Today is Sadie Hawkins Day, an American rite-of-passage for generations of teenagers. Misogynistic, antiquated and awkward for all involved, the Sadie Hawkins Dance supposedly empowers girls to switch gender roles and ask out the boys. Did we mention it’s misogynistic and antiquated? The true origin is much, much worse.
Sadie Hawkins was a character created in 1937 by Al Capp in a cartoon called Li’l Abner, set in the fictional hillbilly town of Dogpatch, Kentucky. Sadie was the “homeliest gal in all them hills.” She waited in vain for a suitor to show up at her door, but not a single prospective husband came a-courting. After fifteen years, Sadie was in full panic mode and her father didn’t want to support a spinster daughter for the rest of her life.
After fifteen long years, Sadie’s dad decided to get creative. He called all the unmarried men of Dogpatch together and declared it Sadie Hawkins Day. The town’s bachelors would run for their lives with Sadie in hot pursuit. The “lucky” man she caught would have to marry her. As her Pappy explained, “Th’ one she ketches’ll be her husbin.”
The rest of the spinsters in Dogpatch (how many were there?) thought the race was an excellent idea and made Sadie Hawkins Day a mandatory yearly event, much to the chagrin of the bachelors in town, who had no say in the matter.
The Sadie Hawkins Dance appeared in the strip sometime later, taking place the night before the race. The spinsters wore hobnail boots to stomp on the feet of the single men, potentially making them easier to catch in the next day’s race.
The Li’l Abner comic strip debuted in 1934. From the start, it was bawdy and filled with sexual innuendo, not to mention scantily-clad, pneumatically-chested women. But it was apparently considered wholesome family fare. In 1939, Life magazine ran a story stating that 201 colleges were celebrating Sadie Hawkins Day. By 1952, it was reportedly celebrated at over 40,000 different locations. Capp wrote of the phenomenon:
It’s become my responsibility (to include Sadie Hawkins Day every year in the strip). It doesn’t happen on any set day in November; it happens on the day I say it happens. I get tens of thousands of letters from colleges, communities, and church groups, starting around July, asking me what day, so they can make plans.
Eventually, it evolved into an all-day event that occurs during the second week of November.
Li’l Abner was an enormous success for its creator, who grew rich from merchandising and movie deals, product tie-ins and a short-lived TV puppet show. In the 1960s, he underwent an ideological transformation from New Deal Democrat to hippie-hater and close friend of Richard Nixon. He became a highly paid speaker on the college campus lecture circuit. His routine was to insult and provoke his audience into a shouting match.
Capp attempted to use his fame to “seduce” young women. The biography Al Capp: A Life to the Contrary characterized him as something of a failed serial rapist since the few women who reported him to the authorities always got away. (Capp had lost one of his legs as a boy and routinely removed his prosthetic leg along with his pants.) One would-be victim described tipping him over like a floor lamp, as he crashed into the hotel furniture.

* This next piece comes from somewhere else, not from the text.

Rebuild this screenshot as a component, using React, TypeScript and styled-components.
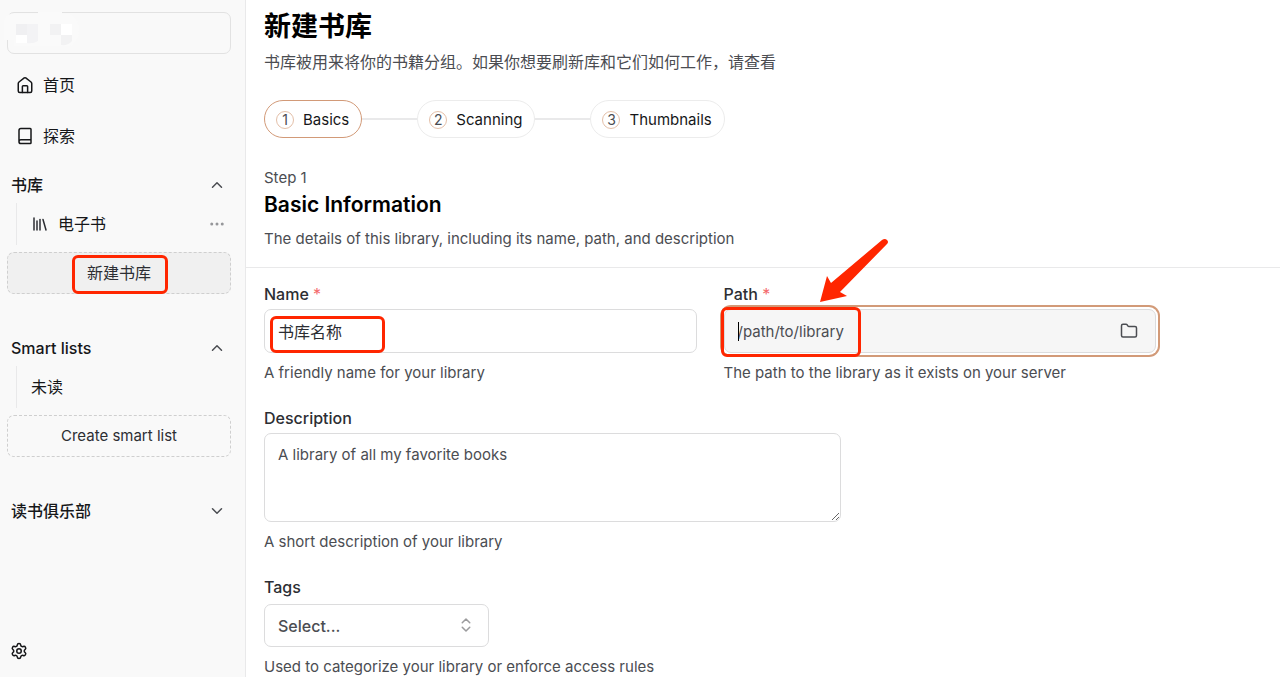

Of course, grotesque slapstick aside, there was nothing funny about his sexual assaults on young women. In 1971, Capp succeeded in physically forcing a 20-year-old Wisconsin college student to perform oral sex on him. To her credit, and against overwhelming pressure, the student pressed charges.
Capp was not charged with rape, but with three lesser counts: indecent exposure, sodomy and “attempted adultery.” He was only found guilty of the latter. Although his career and reputation never recovered, he continued to publish the Li’l Abner comic strip until 1977. He died two years later.
Sadie Hawkins Day is not what it seems. She wasn’t a real person. It has nothing to do with women’s emancipation. Who uses the word spinster? What do you think? Does it matter what its origin is if no one realizes it—or cares, for that matter? Should it continue to be celebrated or be retired?